E' questo dunque il caratteristico apostolato di tutti coloro che in una qualsiasi maniera fanno gridare il vangelo

parte dell'Opera di Maria. Se due infatti dices­sero di appartenere al Movimento, ma non faces­sero lo sforzo di realizzare tra loro l'unità voluta da Gesù, vorrebbe dire che essi non hanno cono­sciuto ancora a sufficienza la nostra spiritualità.

Ma se invece essa è stata ben compresa, due persone unite nel nome di Gesù sono destinate ben per poco tempo a rimanere sole, perché la carità è diffusiva di per sé e aumenta con pro­porzioni immani. Ogni piccola cellula, accesa da Dio in qualsiasi punto della terra, dilaga poi necessariamente, e la Provvidenza distribuisce queste fiamme dove crede, perché il mondo sia in più luoghi ristorato dal calore e dall'amore di Dio.
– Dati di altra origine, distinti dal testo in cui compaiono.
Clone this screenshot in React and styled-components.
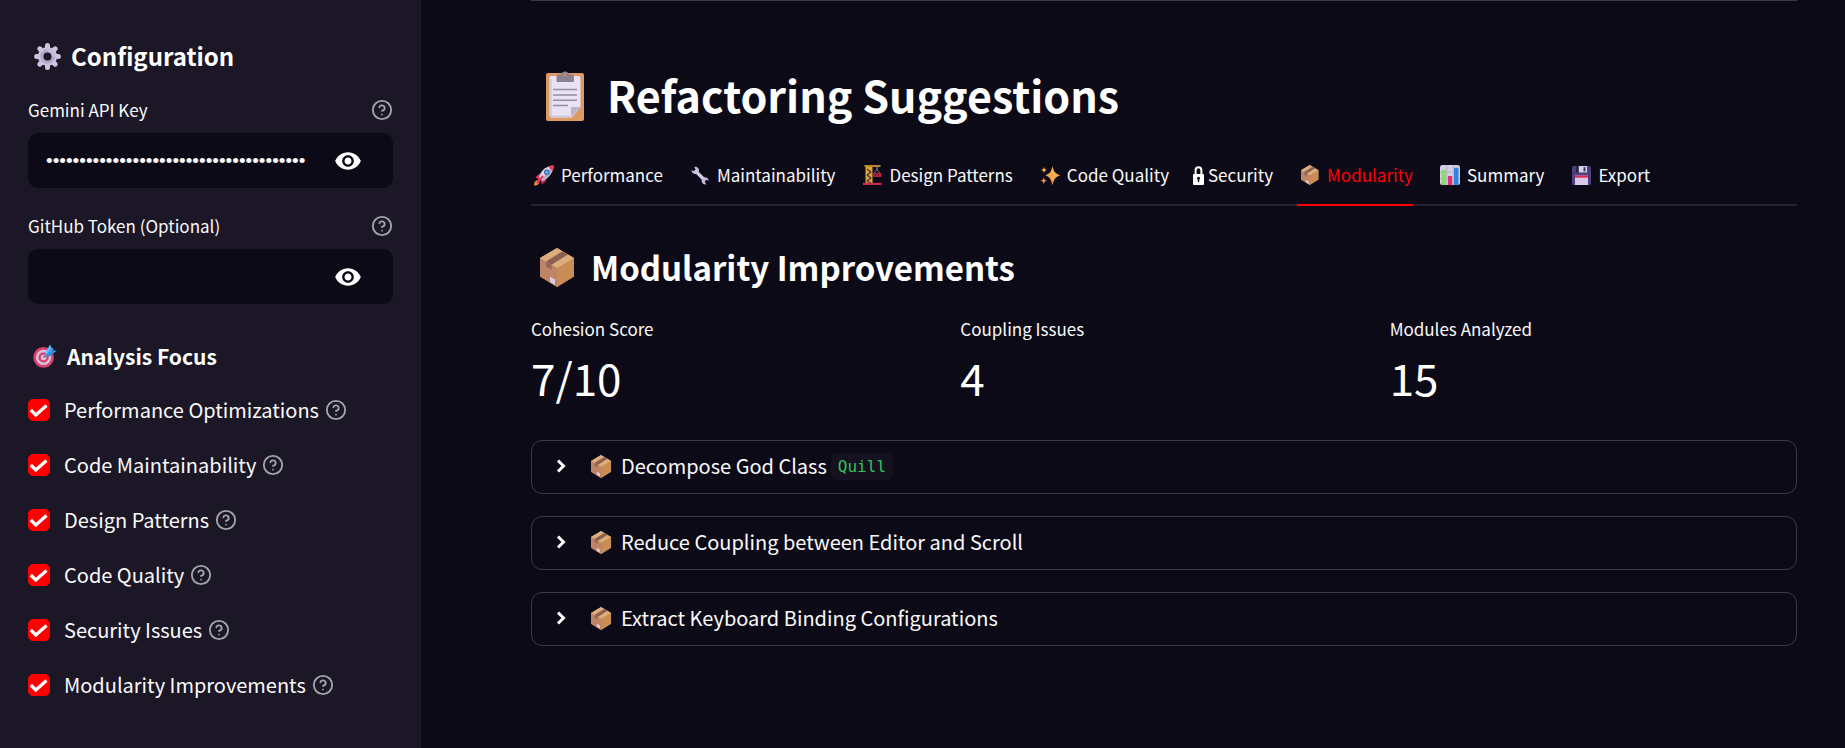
import React, { useId, useState } from "react";
import styled, { createGlobalStyle } from "styled-components";
import { MdVisibility } from "react-icons/md";

const color = {
  page: "#0d0a18",
  panel: "#1b1727",
  text: "#fafafa",
  heading: "#ffffff",
  line: "#252330",
  border: "#3d3a48",
  accent: "#ff0000",
  muted: "#a5a3ab",
  code: "#2fc45c",
};

const sans = `"Noto Sans CJK SC", "Noto Sans", sans-serif`;
const mono = `"DejaVu Sans Mono", monospace`;

const GlobalStyle = createGlobalStyle`
  *, *::before, *::after { box-sizing: border-box; }
  body {
    margin: 0;
    background: ${color.page};
    color: ${color.text};
    font-family: ${sans};
    font-size: 20px;
  }
  button, input { font: inherit; color: inherit; }
`;

/* ---------- layout ---------- */

const Page = styled.div`
  display: grid;
  grid-template-columns: 421px minmax(0, 1fr);
  min-height: 100vh;
`;

const Sidebar = styled.aside`
  background: ${color.panel};
  padding: 41px 28px 28px;
`;

const Main = styled.main`
  padding: 0 48px 48px 110px;
`;

const Divider = styled.hr`
  margin: 0 0 63px;
  border: 0;
  border-top: 1px solid ${color.border};
`;

/* ---------- headings ---------- */

const Title = styled.h1`
  display: flex;
  align-items: center;
  gap: 8px;
  margin: 0 0 22px;
  font-size: 43px;
  line-height: 60px;
  font-weight: 700;
  color: ${color.heading};
`;

const SectionTitle = styled.h2`
  display: flex;
  align-items: center;
  gap: 8px;
  margin: 39px 0 27px;
  font-size: 33px;
  line-height: 44px;
  font-weight: 700;
  color: ${color.heading};
`;

const SideTitle = styled.h2`
  display: flex;
  align-items: center;
  gap: 4px;
  margin: 0 0 26px;
  font-size: 24px;
  line-height: 30px;
  font-weight: 700;
  color: ${color.heading};
`;

const SideSubtitle = styled(SideTitle).attrs({ as: "h3" })`
  gap: 5px;
  margin: 37px 0 22px;
  font-size: 21px;
`;

const EmojiBox = styled.span`
  display: inline-flex;
  flex: none;
  align-items: center;
  justify-content: center;
  width: ${(p) => p.$box}px;

  svg {
    display: block;
    height: ${(p) => p.$height}px;
    width: auto;
  }
`;

/* ---------- sidebar controls ---------- */

const FieldList = styled.div`
  display: grid;
  gap: 25px;
`;

const Field = styled.div`
  display: grid;
  gap: 10px;
`;

const FieldHead = styled.div`
  display: flex;
  align-items: center;
  justify-content: space-between;
  height: 26px;
`;

const FieldLabel = styled.label`
  font-size: 17px;
  line-height: 26px;
`;

const InputBox = styled.div`
  display: flex;
  align-items: center;
  height: 55px;
  padding: 0 31px 0 18px;
  border-radius: 10px;
  background: ${color.page};
`;

const SecretInput = styled.input`
  flex: 1;
  min-width: 0;
  padding: 0;
  border: 0;
  outline: 0;
  background: transparent;
  font-family: "Liberation Sans", sans-serif;
  font-size: 19px;
  line-height: 30px;
`;

const IconButton = styled.button`
  display: inline-flex;
  flex: none;
  padding: 0;
  border: 0;
  background: transparent;
  color: ${(p) => (p.$muted ? color.muted : color.heading)};
  cursor: pointer;
`;

const CheckList = styled.div`
  display: grid;
  gap: 22px;
`;

const CheckRow = styled.div`
  display: flex;
  align-items: center;
  gap: 6px;
  height: 33px;
`;

const CheckLabel = styled.label`
  display: flex;
  align-items: center;
  gap: 14px;
  line-height: 33px;
  cursor: pointer;
`;

const CheckMark = styled.span`
  display: grid;
  width: 22px;
  height: 22px;

  > * {
    grid-area: 1 / 1;
  }

  svg {
    pointer-events: none;
  }
`;

const CheckInput = styled.input`
  appearance: none;
  width: 22px;
  height: 22px;
  margin: 0;
  border: 1px solid ${color.border};
  border-radius: 5px;
  background: ${color.page};

  &:checked {
    border-color: ${color.accent};
    background: ${color.accent};
  }

  &:not(:checked) + svg {
    display: none;
  }
`;

/* ---------- tabs ---------- */

const TabList = styled.div`
  display: flex;
  gap: 24px;
  box-shadow: inset 0 -2px ${color.line};
`;

const Tab = styled.button`
  display: flex;
  align-items: center;
  gap: 4px;
  padding: 16px 0;
  border: 0;
  border-bottom: 2px solid ${(p) => (p.$active ? color.accent : "transparent")};
  background: transparent;
  color: ${(p) => (p.$active ? color.accent : color.text)};
  font-size: 17px;
  line-height: 26px;
  white-space: nowrap;
  cursor: pointer;
`;

/* ---------- metrics ---------- */

const Metrics = styled.dl`
  display: grid;
  grid-template-columns: repeat(3, minmax(0, 1fr));
  gap: 22px;
  margin: 0 0 36px;
`;

const Metric = styled.div`
  display: grid;
  gap: 8px;
`;

const MetricLabel = styled.dt`
  font-size: 17px;
  line-height: 26px;
`;

const MetricValue = styled.dd`
  margin: 0;
  font-size: 44px;
  line-height: 54px;
  color: ${color.heading};
`;

/* ---------- expanders ---------- */

const Suggestions = styled.div`
  display: grid;
  gap: 22px;
`;

const Expander = styled.details`
  border: 1px solid ${color.border};
  border-radius: 11px;
`;

const ExpanderHead = styled.summary`
  display: flex;
  align-items: center;
  gap: 4px;
  padding: 10px 16px 12px;
  line-height: 30px;
  list-style: none;
  cursor: pointer;
`;

const Chevron = styled.svg`
  flex: none;
  width: 26px;
  height: 26px;
  margin-right: 8px;
  fill: none;
  stroke: ${color.heading};
  stroke-width: 3px;

  details[open] & {
    transform: rotate(90deg);
  }
`;

const Code = styled.code`
  padding: 0 7px;
  border-radius: 6px;
  background: #15111f;
  color: ${color.code};
  font-family: ${mono};
  font-size: 16px;
  line-height: 27px;
`;

/* ---------- drawings ---------- */

const GearIcon = () => (
  <svg viewBox="0 0 27 27" aria-hidden="true">
    <g stroke="#cfc3e2" strokeWidth="5" strokeLinecap="round">
      <path d="M13.5 2.6v21.8M2.6 13.5h21.8M5.8 5.8l15.4 15.4M21.2 5.8L5.8 21.2" />
    </g>
    <circle cx="13.5" cy="13.5" r="9.6" fill="#cdc1df" />
    <circle cx="13.5" cy="13.5" r="7.2" fill="#b3a6c6" />
    <path d="M13.5 6.3a7.2 7.2 0 0 1 7.2 7.2h-7.2z" fill="#c6bad8" />
    <circle cx="13.5" cy="13.5" r="4" fill={color.panel} />
  </svg>
);

const TargetIcon = () => (
  <svg viewBox="0 0 25 25" aria-hidden="true">
    <circle cx="11" cy="14" r="10.8" fill="#d9416f" />
    <circle cx="11" cy="14" r="8" fill="#d6c4dc" />
    <circle cx="11" cy="14" r="5.4" fill="#d9416f" />
    <circle cx="11" cy="14" r="2.9" fill="#d6c4dc" />
    <path d="M11 14l7-7" stroke="#4a6d96" strokeWidth="1.6" />
    <path d="M12.6 9.8L17.8.6l1.4 3.6L13 12.6z" fill="#5ec0ff" />
    <path d="M13 12.6l6.2-6.4 5.6.8-7.6 6z" fill="#2e8fe6" />
    <path d="M13 12l6.8-8.6 1.6 2z" fill="#46a5f5" />
  </svg>
);

const ClipboardIcon = () => (
  <svg viewBox="0 -3 38 53" aria-hidden="true">
    <rect y="2" width="38" height="48" rx="2" fill="#dd9a62" />
    <path d="M3.5 7a2 2 0 0 1 2-2h27a2 2 0 0 1 2 2v29L26 46.500H5.500a2 2 0 0 1-2-2z" fill="#e8e2f4" />
    <path d="M3.500 8v36.500a2 2 0 0 0 2 2H24v-2H7a2 2 0 0 1-1.500-2V8z" fill="#cfc6e2" />
    <path d="M34.500 36L25 46.500V37a1 1 0 0 1 1-1z" fill="#bdb3ce" />
    <path d="M10.500 11V6.500a3 3 0 0 1 3-3H15A4.200 4.200 0 0 1 23 3.500h2a3 3 0 0 1 3 3V11z" fill="#8c818f" />
    <circle cx="19" cy="3.600" r="1.600" fill="#c58e68" />
    <path d="M7 18.500h24M7 24h24M7 29.300h24M7 34.500h15" stroke="#968ca3" strokeWidth="1.600" />
  </svg>
);

const PackageIcon = () => (
  <svg viewBox="0 0 34 39" aria-hidden="true">
    <path d="M17 0l17 10v18.500L17 39 0 28.500V10z" fill="#c58a5c" />
    <path d="M0 10l17 10v19L0 28.500z" fill="#bd8466" />
    <path d="M17 20l17-10v18.500L17 39z" fill="#c98c55" />
    <path d="M17 0l17 10-17 10L0 10z" fill="#dcae7e" />
    <path d="M22.500 3.200l5.500 3.300-16.500 10.300L6 13.500z" fill="#8c6051" />
    <path d="M6 13.500l5.500 3.300v5L6 18.500z" fill="#94695a" />
    <path d="M10 28.500l5 3v5.500l-5-3z" fill="#ddcbdc" />
  </svg>
);

const RocketIcon = () => (
  <svg viewBox="0 0 20 21" aria-hidden="true">
    <path d="M1.500 12L6 8.500l3.500 2-4 5z" fill="#e8315e" />
    <path d="M8 19.500l4-3.500-.5-4.500-5 4z" fill="#c22a58" />
    <path d="M0 20.500c0-3 1-5 3.500-5.500l2 2C5 19.500 3 21 0 20.500z" fill="#f2852f" />
    <path d="M5 12C7 6 11 2 17 .8L19.300 3C18 9 14 13.500 8.500 16z" fill="#d9d4e6" />
    <path d="M8.500 16C14 13.500 18 9 19.300 3l-1.200-1.200L7 14.500z" fill="#b5aecb" />
    <path d="M14 1.700C15.800.8 18 .2 20 .3c0 1.900-.5 4-1.300 5.700z" fill="#f03b61" />
    <circle cx="12.800" cy="7.200" r="2.700" fill="#3b5f96" />
    <circle cx="12.800" cy="7.200" r="1.700" fill="#5db1f5" />
    <path d="M3.500 17.500l5-6" stroke="#e8315e" strokeWidth="2" strokeLinecap="round" />
  </svg>
);

const WrenchIcon = () => (
  <svg viewBox="0 0 18 19" aria-hidden="true">
    <path d="M5 5.500l8.500 8.500" stroke="#d5cbe6" strokeWidth="3.200" />
    <path
      d="M3.200.8C5.500.3 7.800 1.600 8 4.200 8.200 6.500 6.500 8 4.600 8 2.500 8 .6 6.500.3 4L2.800 5.300 4.600 3.600z"
      fill="#cdc3df"
    />
    <path
      d="M15.200 18.500C12.500 18.600 10.600 17 10.600 14.800c0-2 1.400-3.500 3.400-3.500 2 0 3.500 1.300 3.700 3.500l-2.200-1-1.800 1.800z"
      fill="#c6bbda"
    />
  </svg>
);

const CraneIcon = () => (
  <svg viewBox="0 0 19 20" aria-hidden="true">
    <path d="M1.500 0h16v2h-16z" fill="#b98a2d" />
    <path d="M3 2h6v16H3z" fill="#e0a436" />
    <path d="M4 4l4 3-4 3 4 3-4 3 4 2" stroke="#4b3140" strokeWidth="1.300" fill="none" />
    <path d="M3 2v16M9 2v16" stroke="#dba33b" strokeWidth="1" />
    <path d="M14 2v3" stroke="#8d86a0" strokeWidth="1.200" />
    <path d="M14 4.500l-3.200 4h6.400z" stroke="#77708c" fill="none" />
    <path d="M10 8h8.500v4H10z" fill="#b3213f" />
    <path d="M12.500 9v2M15.500 9v2" stroke="#6f1730" />
    <path d="M0 17.800h18.500V20H0z" fill="#c72d4a" />
  </svg>
);

const SparklesIcon = () => (
  <svg viewBox="0 0 20 19" aria-hidden="true">
    <path d="M12.500 0c1 5 2.500 7.700 7.500 9.200-5 1.500-6.500 4.800-7.500 9.800-1-5-2.300-8.300-7-9.800 4.700-1.500 6-4.200 7-9.200z" fill="#fbb154" />
    <path d="M12.500 19c-1-5-2.300-8.300-7-9.800H20c-5 1.500-6.500 4.800-7.500 9.800z" fill="#f79a52" />
    <path d="M12.500 4c.5 3 1.500 4.500 4 5.200-2.500.8-3.500 2.800-4 5.800-.5-3-1.500-5-4-5.800 2.500-.7 3.500-2.200 4-5.200z" fill="#f9ab54" />
    <path d="M4 .8c.4 1.900.9 2.700 3 3.200-2.100.5-2.600 1.300-3 3.200-.4-1.900-.9-2.700-3-3.200 2.100-.5 2.600-1.300 3-3.200z" fill="#f6ae4e" />
    <path d="M3.800 11.200c.4 2.100.9 3 3 3.500-2.100.5-2.600 1.400-3 3.500-.4-2.100-.9-3-3.300-3.500 2.400-.5 2.900-1.400 3.300-3.500z" fill="#f08a55" />
  </svg>
);

const LockIcon = () => (
  <svg viewBox="0 0 11 19" aria-hidden="true">
    <path d="M2.600 9V4.200a2.900 2.900 0 0 1 5.800 0V9" stroke="#fff" strokeWidth="2" fill="none" />
    <rect y="8" width="11" height="11" rx="1" fill="#fff" />
    <circle cx="5.500" cy="12.300" r="1.500" fill={color.page} />
    <path d="M5.500 12.500V16" stroke={color.page} strokeWidth="1.400" />
  </svg>
);

const ChartIcon = () => (
  <svg viewBox="0 0 20 20" aria-hidden="true">
    <rect width="20" height="20" rx="2.500" fill="#d6cee4" />
    <path d="M0 7h20M0 13.500h20M6.800 0v20M13.300 0v20" stroke="#b4aac6" strokeWidth=".8" />
    <path d="M1.500 5h4.300v15H2.500a1 1 0 0 1-1-1z" fill="#86e05f" />
    <path d="M8 11h4.200v9H8z" fill="#e12f6d" />
    <path d="M14 2.800h4.500V19a1 1 0 0 1-1 1H14z" fill="#2f86dc" />
  </svg>
);

const FloppyIcon = () => (
  <svg viewBox="0 0 19 19" aria-hidden="true">
    <path d="M1.500 0h16L19 1.500v16a1.500 1.500 0 0 1-1.500 1.500h-16A1.500 1.500 0 0 1 0 17.500v-16A1.500 1.500 0 0 1 1.500 0z" fill="#4f3f7f" />
    <path d="M4 0h11v6.500H4z" fill="#2c2345" />
    <path d="M6.800 0H15v6.500H6.800z" fill="#d9d2ea" />
    <path d="M11.500 1.200h2v4.200h-2z" fill="#3d3068" />
    <path d="M3 9.500h13V19H3z" fill="#d8c8ea" />
    <path d="M3 9.500h13v2.200H3z" fill="#e02d55" />
  </svg>
);

const HelpIcon = () => (
  <svg
    width="22"
    height="22"
    viewBox="0 0 24 24"
    fill="none"
    stroke="currentColor"
    strokeWidth="2"
    strokeLinecap="round"
    strokeLinejoin="round"
    aria-hidden="true"
  >
    <circle cx="12" cy="12" r="10" />
    <path d="M9.090 9a3 3 0 0 1 5.830 1c0 2-3 3-3 3M12 17h.010" />
  </svg>
);

/* ---------- parts ---------- */

const Emoji = ({ icon: Icon, box, height }) => (
  <EmojiBox $box={box} $height={height}>
    <Icon />
  </EmojiBox>
);

const Help = ({ topic }) => (
  <IconButton type="button" $muted aria-label={`Help for ${topic}`}>
    <HelpIcon />
  </IconButton>
);

const SecretField = ({ label, initial }) => {
  const id = useId();
  const [value, setValue] = useState(initial);
  const [shown, setShown] = useState(false);
  return (
    <Field>
      <FieldHead>
        <FieldLabel htmlFor={id}>{label}</FieldLabel>
        <Help topic={label} />
      </FieldHead>
      <InputBox>
        <SecretInput
          id={id}
          type={shown ? "text" : "password"}
          autoComplete="off"
          value={value}
          onChange={(e) => setValue(e.target.value)}
        />
        <IconButton type="button" aria-label="Show or hide text" onClick={() => setShown(!shown)}>
          <MdVisibility size={28} />
        </IconButton>
      </InputBox>
    </Field>
  );
};

const CheckOption = ({ label }) => (
  <CheckRow>
    <CheckLabel>
      <CheckMark>
        <CheckInput type="checkbox" defaultChecked />
        <svg width="22" height="22" viewBox="0 0 22 22" aria-hidden="true">
          <path d="M2.800 11l5 5L18.500 6.500" fill="none" stroke="#fff" strokeWidth="3.200" />
        </svg>
      </CheckMark>
      {label}
    </CheckLabel>
    <Help topic={label} />
  </CheckRow>
);

const focusAreas = [
  "Performance Optimizations",
  "Code Maintainability",
  "Design Patterns",
  "Code Quality",
  "Security Issues",
  "Modularity Improvements",
];

const tabs = [
  { label: "Performance", icon: RocketIcon, box: 26, height: 21 },
  { label: "Maintainability", icon: WrenchIcon, box: 26, height: 19 },
  { label: "Design Patterns", icon: CraneIcon, box: 26, height: 20 },
  { label: "Code Quality", icon: SparklesIcon, box: 26, height: 19 },
  { label: "Security", icon: LockIcon, box: 11, height: 19 },
  { label: "Modularity", icon: PackageIcon, box: 26, height: 20 },
  { label: "Summary", icon: ChartIcon, box: 26, height: 20 },
  { label: "Export", icon: FloppyIcon, box: 26, height: 19 },
];

const metrics = [
  { label: "Cohesion Score", value: "7/10" },
  { label: "Coupling Issues", value: "4" },
  { label: "Modules Analyzed", value: "15" },
];

const suggestions = [
  { title: "Decompose God Class", code: "Quill" },
  { title: "Reduce Coupling between Editor and Scroll" },
  { title: "Extract Keyboard Binding Configurations" },
];

export default function App() {
  const [active, setActive] = useState("Modularity");
  return (
    <>
      <GlobalStyle />
      <Page>
        <Sidebar>
          <SideTitle>
            <Emoji icon={GearIcon} box={39} height={27} />
            Configuration
          </SideTitle>
          <FieldList>
            <SecretField label="Gemini API Key" initial={"x".repeat(39)} />
            <SecretField label="GitHub Token (Optional)" initial="" />
          </FieldList>
          <SideSubtitle>
            <Emoji icon={TargetIcon} box={34} height={24} />
            Analysis Focus
          </SideSubtitle>
          <CheckList>
            {focusAreas.map((label) => (
              <CheckOption key={label} label={label} />
            ))}
          </CheckList>
        </Sidebar>

        <Main>
          <Divider />
          <Title>
            <Emoji icon={ClipboardIcon} box={68} height={53} />
            Refactoring Suggestions
          </Title>

          <TabList role="tablist">
            {tabs.map(({ label, icon, box, height }) => (
              <Tab
                key={label}
                type="button"
                role="tab"
                aria-selected={active === label}
                $active={active === label}
                onClick={() => setActive(label)}
              >
                <Emoji icon={icon} box={box} height={height} />
                {label}
              </Tab>
            ))}
          </TabList>

          <SectionTitle>
            <Emoji icon={PackageIcon} box={52} height={39} />
            Modularity Improvements
          </SectionTitle>

          <Metrics>
            {metrics.map(({ label, value }) => (
              <Metric key={label}>
                <MetricLabel>{label}</MetricLabel>
                <MetricValue>{value}</MetricValue>
              </Metric>
            ))}
          </Metrics>

          <Suggestions>
            {suggestions.map(({ title, code }) => (
              <Expander key={title}>
                <ExpanderHead>
                  <Chevron viewBox="0 0 26 26" aria-hidden="true">
                    <path d="M10 7.500l5.500 5.500L10 18.500" />
                  </Chevron>
                  <Emoji icon={PackageIcon} box={31} height={23} />
                  {title}
                  {code && <Code>{code}</Code>}
                </ExpanderHead>
              </Expander>
            ))}
          </Suggestions>
        </Main>
      </Page>
    </>
  );
}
Due o più anime fuse nel nome di Cristo, che non solo non hanno timore o vergogna di dichia­rarsi reciprocamente ed esplicitamente il loro desiderio di amore  di Dio, ma che fanno   dell'unità   fra loro  in   Cristo   il   loro  ideale,  sono una potenza divina nel mondo.

E in molte città queste anime sono sorte, o possono sorgere, nelle famiglie: babbo e mamma, figlio e padre, madre e suocera; possono trovarsi nelle associazioni, nelle parrocchie; in ogni grup­po umano, nelle scuole, nei seminari, negli uffici, dovunque.

Non è necessario che siano già sante, perché Gesù l'avrebbe detto; basta che siano « unite nel nome di Gesù» e non vengano mai meno a questa unità.

Se in una città, nei punti più disparati, s'ac­cende il fuoco che Gesù ha portato sulla terra e questo fuoco resiste per la buona volontà degli abitanti al gelo del mondo, non si potrà non spe­rare che tutta la città sarà accesa d'amore di Dio.